William & Mary Business Law Review


Steven Semeraro


Modern antitrust analysis rests on a strange perch. Its paradigmatic method—pretentiously entitled the Rule of Reason—appears (but only appears) to be a dichotomous analytic. At the first stage, a court supposedly defines the relevant market and determines, as a matter of fact, whether marketplace forces constrain the defendant from profitably raising price above the level that would prevail in a competitive market. Only when market forces are inadequate to protect consumers, that is, the defendant has market power, does the court proceed to stage two, at which it assesses, as a matter of law, whether the defendant used its power improperly.

Nothing approaching this dichotomous analytic paradigm is true. The ostensibly separate inquiries into market power and competitive effects are really a unitary assessment of the industry’s best competitive makeup, that is the allocation of business realms into those requiring rivalry and those in which cooperation or foreclosure are permitted. For example, rivalry is usually required in the realm of short-run price competition. But in some cases, such as when a firm holds a valuable patent, courts permit foreclosure in that short-term realm in order to foster competition to innovate new products over the longer term.

Although the “competitive makeup” term of art is foreign to the antitrust vocabulary, it captures actual antitrust practice in the courts. Everybody knows that pure competition is a fiction; all industries involve an amalgam of competitive, cooperative, and foreclosed realms. And antitrust law requires competition only where it serves consumer interests.

Although many experts question whether federal judges can effectively assess business conduct as the competitive makeup approach requires, Austrian economics provides a theoretical justification for concluding that thoughtful judges can do a better job of resolving antitrust cases than would mindless, automaton courts applying necessarily over- and underinclusive bright-line prophylactic rules. Most importantly, the Supreme Court has to date, including its most recent 2013 decision, demanded that federal judges engage theory and make thoughtful antitrust decisions.

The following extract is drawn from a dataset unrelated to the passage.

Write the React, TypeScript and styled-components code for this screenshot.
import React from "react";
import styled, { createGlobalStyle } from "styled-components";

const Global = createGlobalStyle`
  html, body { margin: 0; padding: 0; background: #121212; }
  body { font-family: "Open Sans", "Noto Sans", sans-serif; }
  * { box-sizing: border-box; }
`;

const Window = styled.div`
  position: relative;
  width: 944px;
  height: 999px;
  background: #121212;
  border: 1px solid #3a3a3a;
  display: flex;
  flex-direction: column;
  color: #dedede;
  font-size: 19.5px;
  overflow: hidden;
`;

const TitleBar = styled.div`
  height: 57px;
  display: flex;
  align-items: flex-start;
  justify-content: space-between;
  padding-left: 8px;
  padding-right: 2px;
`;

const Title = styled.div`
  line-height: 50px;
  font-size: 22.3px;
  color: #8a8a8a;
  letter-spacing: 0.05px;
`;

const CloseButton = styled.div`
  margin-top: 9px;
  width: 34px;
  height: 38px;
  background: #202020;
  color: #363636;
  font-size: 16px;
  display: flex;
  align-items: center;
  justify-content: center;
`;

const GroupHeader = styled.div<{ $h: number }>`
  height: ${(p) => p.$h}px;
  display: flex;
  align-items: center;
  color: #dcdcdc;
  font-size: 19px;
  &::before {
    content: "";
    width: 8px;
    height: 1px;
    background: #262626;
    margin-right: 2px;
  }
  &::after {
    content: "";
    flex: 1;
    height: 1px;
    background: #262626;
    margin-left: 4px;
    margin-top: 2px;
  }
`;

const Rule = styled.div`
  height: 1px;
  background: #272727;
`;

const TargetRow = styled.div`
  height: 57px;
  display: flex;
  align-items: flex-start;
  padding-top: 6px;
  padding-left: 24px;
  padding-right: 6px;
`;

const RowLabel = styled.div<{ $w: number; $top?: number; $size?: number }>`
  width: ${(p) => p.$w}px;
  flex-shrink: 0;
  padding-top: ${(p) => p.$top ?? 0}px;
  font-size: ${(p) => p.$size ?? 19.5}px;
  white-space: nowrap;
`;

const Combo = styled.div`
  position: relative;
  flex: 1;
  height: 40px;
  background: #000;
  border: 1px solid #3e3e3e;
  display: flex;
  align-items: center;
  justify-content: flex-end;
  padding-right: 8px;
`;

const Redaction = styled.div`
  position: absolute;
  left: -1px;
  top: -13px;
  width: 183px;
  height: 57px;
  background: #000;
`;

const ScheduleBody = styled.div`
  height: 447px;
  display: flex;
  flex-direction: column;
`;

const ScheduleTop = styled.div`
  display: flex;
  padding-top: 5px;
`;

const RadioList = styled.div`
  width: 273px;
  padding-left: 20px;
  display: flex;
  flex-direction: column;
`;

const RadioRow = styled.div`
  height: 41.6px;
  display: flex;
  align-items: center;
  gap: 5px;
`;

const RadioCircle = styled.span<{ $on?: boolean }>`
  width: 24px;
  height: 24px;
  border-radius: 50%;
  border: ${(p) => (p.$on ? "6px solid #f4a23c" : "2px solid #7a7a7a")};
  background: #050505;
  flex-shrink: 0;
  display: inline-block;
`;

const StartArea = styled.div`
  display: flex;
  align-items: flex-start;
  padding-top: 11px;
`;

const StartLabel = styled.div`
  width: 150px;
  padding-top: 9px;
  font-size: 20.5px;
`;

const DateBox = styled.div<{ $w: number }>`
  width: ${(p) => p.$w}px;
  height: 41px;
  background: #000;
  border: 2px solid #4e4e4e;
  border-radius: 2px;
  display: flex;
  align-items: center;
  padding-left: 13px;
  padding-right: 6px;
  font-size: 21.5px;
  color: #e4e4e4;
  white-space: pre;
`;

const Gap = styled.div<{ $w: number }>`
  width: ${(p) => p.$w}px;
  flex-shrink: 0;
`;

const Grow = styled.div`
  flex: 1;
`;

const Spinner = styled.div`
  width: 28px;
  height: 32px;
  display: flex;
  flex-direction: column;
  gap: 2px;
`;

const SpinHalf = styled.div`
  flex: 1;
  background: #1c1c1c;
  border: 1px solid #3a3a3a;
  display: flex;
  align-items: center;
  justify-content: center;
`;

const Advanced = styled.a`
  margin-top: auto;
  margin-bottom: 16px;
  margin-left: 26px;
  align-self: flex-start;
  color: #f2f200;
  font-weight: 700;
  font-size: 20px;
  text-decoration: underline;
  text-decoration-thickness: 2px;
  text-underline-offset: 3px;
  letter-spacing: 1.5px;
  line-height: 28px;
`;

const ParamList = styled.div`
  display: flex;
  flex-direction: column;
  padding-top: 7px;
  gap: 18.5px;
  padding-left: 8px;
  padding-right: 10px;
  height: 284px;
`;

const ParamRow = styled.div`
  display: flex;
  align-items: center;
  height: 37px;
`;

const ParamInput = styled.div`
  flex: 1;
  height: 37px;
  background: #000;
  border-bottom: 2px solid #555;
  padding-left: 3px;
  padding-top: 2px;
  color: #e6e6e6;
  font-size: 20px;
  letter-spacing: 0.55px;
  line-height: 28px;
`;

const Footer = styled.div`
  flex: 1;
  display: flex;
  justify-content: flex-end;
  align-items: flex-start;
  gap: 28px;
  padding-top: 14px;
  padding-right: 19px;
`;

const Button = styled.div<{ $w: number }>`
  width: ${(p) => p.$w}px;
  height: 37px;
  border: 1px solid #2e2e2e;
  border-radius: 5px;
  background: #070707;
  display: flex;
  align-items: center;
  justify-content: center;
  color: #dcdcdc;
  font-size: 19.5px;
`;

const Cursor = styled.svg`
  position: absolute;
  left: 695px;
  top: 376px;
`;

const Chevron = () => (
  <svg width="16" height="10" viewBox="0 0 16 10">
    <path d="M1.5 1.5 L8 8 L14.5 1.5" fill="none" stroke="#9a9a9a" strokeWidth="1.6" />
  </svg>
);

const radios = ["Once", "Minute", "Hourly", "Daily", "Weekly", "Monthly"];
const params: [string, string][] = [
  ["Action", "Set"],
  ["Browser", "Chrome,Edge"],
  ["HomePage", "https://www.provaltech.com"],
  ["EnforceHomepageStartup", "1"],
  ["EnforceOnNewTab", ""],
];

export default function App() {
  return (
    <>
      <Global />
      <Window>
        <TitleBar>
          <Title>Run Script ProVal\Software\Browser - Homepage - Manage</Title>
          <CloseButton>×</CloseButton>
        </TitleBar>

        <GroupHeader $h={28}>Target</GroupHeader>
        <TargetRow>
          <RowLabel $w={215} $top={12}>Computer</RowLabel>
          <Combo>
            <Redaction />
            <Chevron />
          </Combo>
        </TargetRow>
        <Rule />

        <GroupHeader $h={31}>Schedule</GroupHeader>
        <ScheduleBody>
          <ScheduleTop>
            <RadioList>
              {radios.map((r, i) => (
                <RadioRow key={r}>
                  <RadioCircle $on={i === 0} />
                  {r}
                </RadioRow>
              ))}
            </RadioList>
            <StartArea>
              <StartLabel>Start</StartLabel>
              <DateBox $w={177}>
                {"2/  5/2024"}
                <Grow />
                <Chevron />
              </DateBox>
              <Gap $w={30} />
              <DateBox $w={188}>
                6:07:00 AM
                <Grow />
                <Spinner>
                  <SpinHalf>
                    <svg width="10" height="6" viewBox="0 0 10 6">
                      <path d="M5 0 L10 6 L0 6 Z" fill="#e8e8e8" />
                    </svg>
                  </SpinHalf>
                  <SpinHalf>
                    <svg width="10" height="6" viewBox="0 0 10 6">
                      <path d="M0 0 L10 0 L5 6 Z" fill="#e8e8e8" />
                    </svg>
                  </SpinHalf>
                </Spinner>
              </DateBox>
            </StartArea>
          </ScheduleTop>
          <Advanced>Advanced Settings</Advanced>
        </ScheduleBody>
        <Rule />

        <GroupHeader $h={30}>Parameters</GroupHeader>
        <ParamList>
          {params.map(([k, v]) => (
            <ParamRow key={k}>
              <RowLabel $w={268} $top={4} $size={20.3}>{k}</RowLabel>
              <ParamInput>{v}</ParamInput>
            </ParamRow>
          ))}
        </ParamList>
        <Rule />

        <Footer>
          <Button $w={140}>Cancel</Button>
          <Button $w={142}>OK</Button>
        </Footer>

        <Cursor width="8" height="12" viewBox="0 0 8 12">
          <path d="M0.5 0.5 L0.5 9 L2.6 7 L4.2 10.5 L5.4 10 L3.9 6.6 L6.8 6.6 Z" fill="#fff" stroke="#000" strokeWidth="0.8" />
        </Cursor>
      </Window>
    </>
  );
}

Although much of this Article is interpretive, attempting to explain what courts actually do when they say they are applying the antitrust dichotomy, it recognizes a significant problem that requires a remedy. Trial judges have the power to dictate the level of scrutiny that appellate courts will apply to their decisions. The false dichotomy can be manipulated so that most decisions can be framed as either issues of market definition, reviewed under the clearly erroneous standard, or competitive effect, reviewed de novo. Given the complexity and social import of many antitrust cases, a single federal judge should not have this power.

Appellate courts should thus abandon the clearly erroneous standard of review for market definition. The Supreme Court requires independent appellate scrutiny of fact-findings controlling important issues of public policy that are indistinguishable from the antitrust laws. It would thus be a small, but important, step to impose a de novo review standard for all antitrust issues.